**Work to do:** Repeat the data that follows, word for word, without the images.

**Available data:**
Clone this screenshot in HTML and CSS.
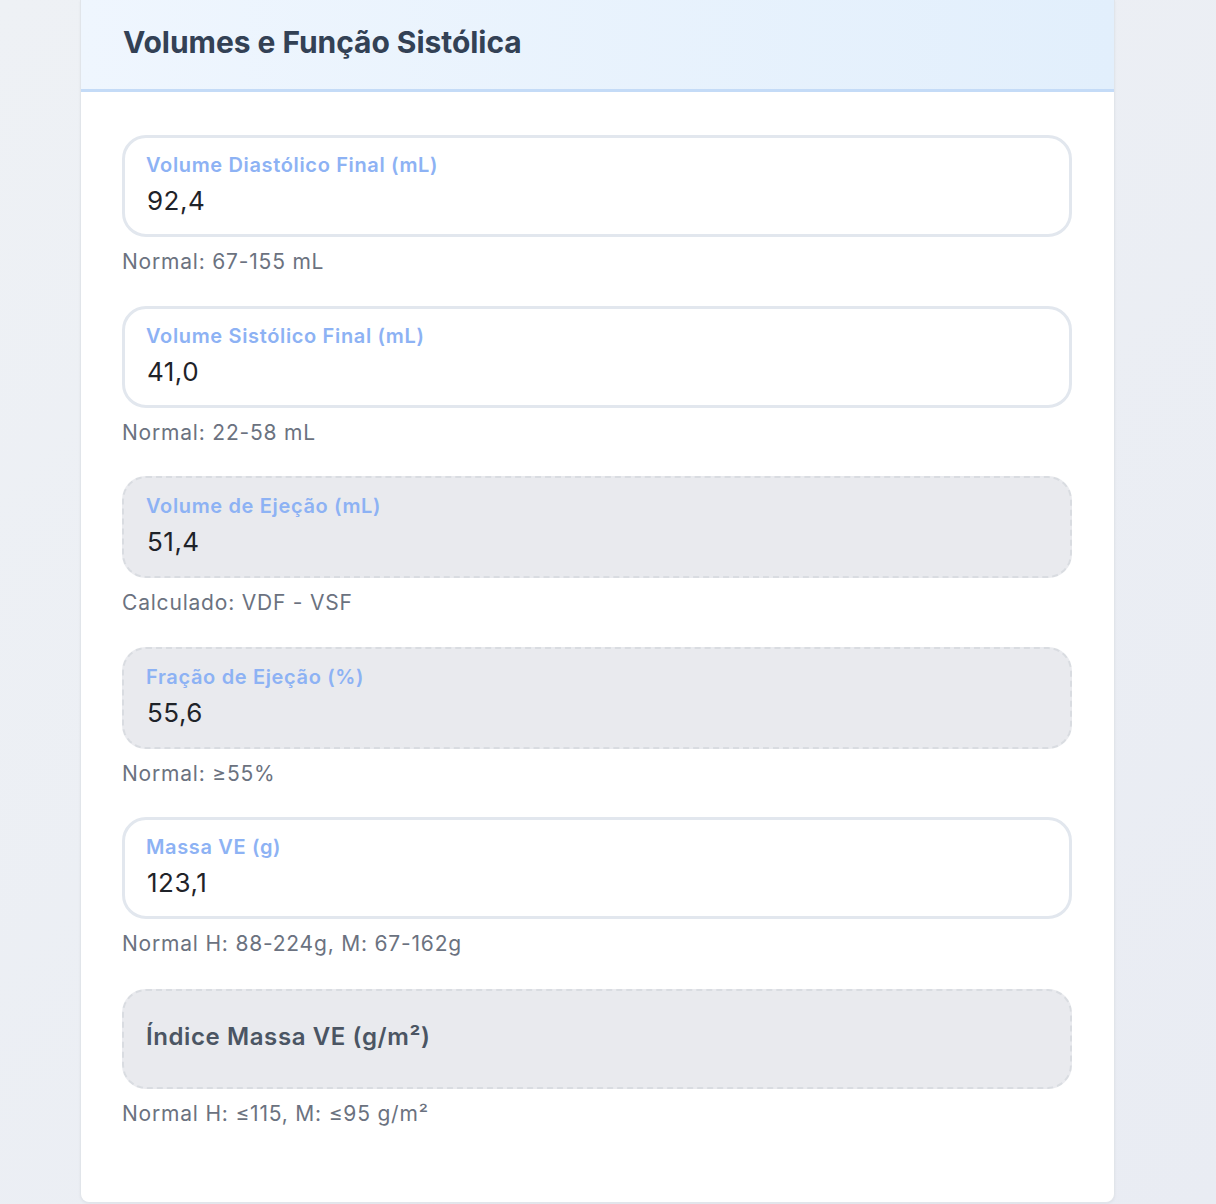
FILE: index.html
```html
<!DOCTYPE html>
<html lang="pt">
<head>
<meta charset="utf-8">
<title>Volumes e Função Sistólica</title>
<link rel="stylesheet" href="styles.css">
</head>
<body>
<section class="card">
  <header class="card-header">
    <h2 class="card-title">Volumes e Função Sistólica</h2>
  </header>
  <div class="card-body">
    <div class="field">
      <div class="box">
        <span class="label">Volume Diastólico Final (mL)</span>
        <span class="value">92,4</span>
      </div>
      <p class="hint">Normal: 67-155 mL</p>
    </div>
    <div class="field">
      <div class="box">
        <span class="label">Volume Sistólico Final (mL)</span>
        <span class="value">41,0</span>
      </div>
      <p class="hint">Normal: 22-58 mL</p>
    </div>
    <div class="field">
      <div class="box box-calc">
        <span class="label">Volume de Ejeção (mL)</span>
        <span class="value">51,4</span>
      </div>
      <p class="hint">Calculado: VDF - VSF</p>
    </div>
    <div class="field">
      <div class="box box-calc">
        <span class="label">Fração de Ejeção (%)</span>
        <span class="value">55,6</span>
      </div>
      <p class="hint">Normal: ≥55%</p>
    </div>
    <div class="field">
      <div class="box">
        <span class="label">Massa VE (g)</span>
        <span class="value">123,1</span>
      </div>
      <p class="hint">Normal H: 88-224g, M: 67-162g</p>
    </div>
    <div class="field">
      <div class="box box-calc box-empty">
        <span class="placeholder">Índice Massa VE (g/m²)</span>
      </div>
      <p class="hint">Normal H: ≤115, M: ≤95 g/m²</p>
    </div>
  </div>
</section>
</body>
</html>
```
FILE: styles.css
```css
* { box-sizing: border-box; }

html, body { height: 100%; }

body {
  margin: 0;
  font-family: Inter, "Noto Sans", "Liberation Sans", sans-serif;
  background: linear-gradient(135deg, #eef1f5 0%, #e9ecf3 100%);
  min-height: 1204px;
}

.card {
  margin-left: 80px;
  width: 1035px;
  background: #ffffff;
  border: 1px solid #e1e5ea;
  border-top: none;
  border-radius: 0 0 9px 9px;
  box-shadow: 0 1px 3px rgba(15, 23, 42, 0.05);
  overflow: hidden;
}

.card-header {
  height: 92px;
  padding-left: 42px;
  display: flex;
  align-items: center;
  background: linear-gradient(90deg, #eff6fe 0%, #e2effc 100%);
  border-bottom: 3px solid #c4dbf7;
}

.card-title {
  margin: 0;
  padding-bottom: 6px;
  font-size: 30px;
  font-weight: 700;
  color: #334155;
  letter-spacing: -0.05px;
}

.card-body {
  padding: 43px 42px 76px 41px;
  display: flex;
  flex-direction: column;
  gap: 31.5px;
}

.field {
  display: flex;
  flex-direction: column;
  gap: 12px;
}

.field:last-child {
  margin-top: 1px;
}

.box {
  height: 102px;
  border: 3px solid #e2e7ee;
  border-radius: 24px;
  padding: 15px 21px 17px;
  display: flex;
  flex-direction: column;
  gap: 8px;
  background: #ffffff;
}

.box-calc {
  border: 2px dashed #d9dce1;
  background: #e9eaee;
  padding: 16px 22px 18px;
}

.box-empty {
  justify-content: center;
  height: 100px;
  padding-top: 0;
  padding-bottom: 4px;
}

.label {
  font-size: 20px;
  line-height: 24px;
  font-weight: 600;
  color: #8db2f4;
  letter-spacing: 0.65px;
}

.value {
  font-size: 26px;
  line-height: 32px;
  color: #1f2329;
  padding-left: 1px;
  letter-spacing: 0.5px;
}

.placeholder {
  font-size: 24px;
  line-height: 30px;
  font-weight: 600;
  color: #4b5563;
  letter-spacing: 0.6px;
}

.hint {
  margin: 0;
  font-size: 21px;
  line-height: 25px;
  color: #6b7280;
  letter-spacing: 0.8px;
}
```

**Task answer:**
Clone this screenshot in HTML and CSS.
FILE: index.html
```html
<!DOCTYPE html>
<html lang="pt">
<head>
<meta charset="utf-8">
<title>Volumes e Função Sistólica</title>
<link rel="stylesheet" href="styles.css">
</head>
<body>
<section class="card">
  <header class="card-header">
    <h2 class="card-title">Volumes e Função Sistólica</h2>
  </header>
  <div class="card-body">
    <div class="field">
      <div class="box">
        <span class="label">Volume Diastólico Final (mL)</span>
        <span class="value">92,4</span>
      </div>
      <p class="hint">Normal: 67-155 mL</p>
    </div>
    <div class="field">
      <div class="box">
        <span class="label">Volume Sistólico Final (mL)</span>
        <span class="value">41,0</span>
      </div>
      <p class="hint">Normal: 22-58 mL</p>
    </div>
    <div class="field">
      <div class="box box-calc">
        <span class="label">Volume de Ejeção (mL)</span>
        <span class="value">51,4</span>
      </div>
      <p class="hint">Calculado: VDF - VSF</p>
    </div>
    <div class="field">
      <div class="box box-calc">
        <span class="label">Fração de Ejeção (%)</span>
        <span class="value">55,6</span>
      </div>
      <p class="hint">Normal: ≥55%</p>
    </div>
    <div class="field">
      <div class="box">
        <span class="label">Massa VE (g)</span>
        <span class="value">123,1</span>
      </div>
      <p class="hint">Normal H: 88-224g, M: 67-162g</p>
    </div>
    <div class="field">
      <div class="box box-calc box-empty">
        <span class="placeholder">Índice Massa VE (g/m²)</span>
      </div>
      <p class="hint">Normal H: ≤115, M: ≤95 g/m²</p>
    </div>
  </div>
</section>
</body>
</html>
```
FILE: styles.css
```css
* { box-sizing: border-box; }

html, body { height: 100%; }

body {
  margin: 0;
  font-family: Inter, "Noto Sans", "Liberation Sans", sans-serif;
  background: linear-gradient(135deg, #eef1f5 0%, #e9ecf3 100%);
  min-height: 1204px;
}

.card {
  margin-left: 80px;
  width: 1035px;
  background: #ffffff;
  border: 1px solid #e1e5ea;
  border-top: none;
  border-radius: 0 0 9px 9px;
  box-shadow: 0 1px 3px rgba(15, 23, 42, 0.05);
  overflow: hidden;
}

.card-header {
  height: 92px;
  padding-left: 42px;
  display: flex;
  align-items: center;
  background: linear-gradient(90deg, #eff6fe 0%, #e2effc 100%);
  border-bottom: 3px solid #c4dbf7;
}

.card-title {
  margin: 0;
  padding-bottom: 6px;
  font-size: 30px;
  font-weight: 700;
  color: #334155;
  letter-spacing: -0.05px;
}

.card-body {
  padding: 43px 42px 76px 41px;
  display: flex;
  flex-direction: column;
  gap: 31.5px;
}

.field {
  display: flex;
  flex-direction: column;
  gap: 12px;
}

.field:last-child {
  margin-top: 1px;
}

.box {
  height: 102px;
  border: 3px solid #e2e7ee;
  border-radius: 24px;
  padding: 15px 21px 17px;
  display: flex;
  flex-direction: column;
  gap: 8px;
  background: #ffffff;
}

.box-calc {
  border: 2px dashed #d9dce1;
  background: #e9eaee;
  padding: 16px 22px 18px;
}

.box-empty {
  justify-content: center;
  height: 100px;
  padding-top: 0;
  padding-bottom: 4px;
}

.label {
  font-size: 20px;
  line-height: 24px;
  font-weight: 600;
  color: #8db2f4;
  letter-spacing: 0.65px;
}

.value {
  font-size: 26px;
  line-height: 32px;
  color: #1f2329;
  padding-left: 1px;
  letter-spacing: 0.5px;
}

.placeholder {
  font-size: 24px;
  line-height: 30px;
  font-weight: 600;
  color: #4b5563;
  letter-spacing: 0.6px;
}

.hint {
  margin: 0;
  font-size: 21px;
  line-height: 25px;
  color: #6b7280;
  letter-spacing: 0.8px;
}
```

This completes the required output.